### Given exercise
Copy out the listing in full, exactly as written, but not its pictures.
═══ Data shown
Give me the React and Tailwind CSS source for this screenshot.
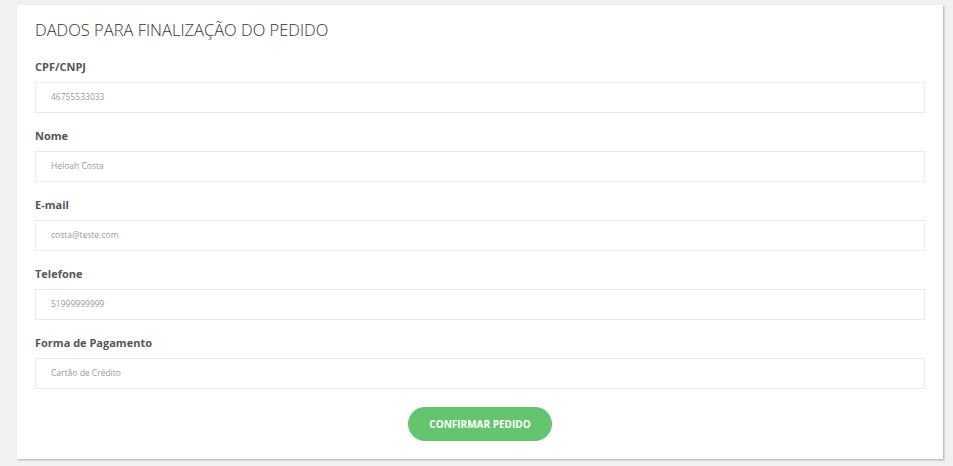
export default function App() {
  const fields = [
    ["CPF/CNPJ", "46755533033"],
    ["Nome", "Heloah Costa"],
    ["E-mail", "costa@teste.com"],
    ["Telefone", "51999999999"],
    ["Forma de Pagamento", "Cartão de Crédito"],
  ];
  return (
    <div className="w-[953px] h-[466px] bg-[#f1f1f1] pt-[5px] pl-[17px]" style={{ fontFamily: '"Open Sans", Roboto, sans-serif' }}>
      <div className="w-[926px] h-[454px] bg-white shadow-[1px_1px_2px_rgba(0,0,0,0.3)] pl-[18px] pr-[18px] pt-[15px]">
        <h1 className="text-[16.5px] leading-[20px] font-light text-[#333]">DADOS PARA FINALIZAÇÃO DO PEDIDO</h1>
        <div className="mt-[20px] flex flex-col gap-[16px]">
          {fields.map(([label, value]) => (
            <div key={label} className="flex flex-col">
              <label className="text-[11px] leading-[14px] font-bold text-[#555]">{label}</label>
              <div className="mt-[8px] h-[31px] border border-[#ebebeb] flex items-center pl-[15px] text-[8.5px] text-[#9a9a9a]">{value}</div>
            </div>
          ))}
        </div>
        <div className="flex justify-center mt-[18px]">
          <button className="w-[144px] h-[34px] rounded-full bg-[#65c46e] text-white text-[10px] font-bold">CONFIRMAR PEDIDO</button>
        </div>
      </div>
    </div>
  );
}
══════
### Worked answer
Give me the React and Tailwind CSS source for this screenshot.
export default function App() {
  const fields = [
    ["CPF/CNPJ", "46755533033"],
    ["Nome", "Heloah Costa"],
    ["E-mail", "costa@teste.com"],
    ["Telefone", "51999999999"],
    ["Forma de Pagamento", "Cartão de Crédito"],
  ];
  return (
    <div className="w-[953px] h-[466px] bg-[#f1f1f1] pt-[5px] pl-[17px]" style={{ fontFamily: '"Open Sans", Roboto, sans-serif' }}>
      <div className="w-[926px] h-[454px] bg-white shadow-[1px_1px_2px_rgba(0,0,0,0.3)] pl-[18px] pr-[18px] pt-[15px]">
        <h1 className="text-[16.5px] leading-[20px] font-light text-[#333]">DADOS PARA FINALIZAÇÃO DO PEDIDO</h1>
        <div className="mt-[20px] flex flex-col gap-[16px]">
          {fields.map(([label, value]) => (
            <div key={label} className="flex flex-col">
              <label className="text-[11px] leading-[14px] font-bold text-[#555]">{label}</label>
              <div className="mt-[8px] h-[31px] border border-[#ebebeb] flex items-center pl-[15px] text-[8.5px] text-[#9a9a9a]">{value}</div>
            </div>
          ))}
        </div>
        <div className="flex justify-center mt-[18px]">
          <button className="w-[144px] h-[34px] rounded-full bg-[#65c46e] text-white text-[10px] font-bold">CONFIRMAR PEDIDO</button>
        </div>
      </div>
    </div>
  );
}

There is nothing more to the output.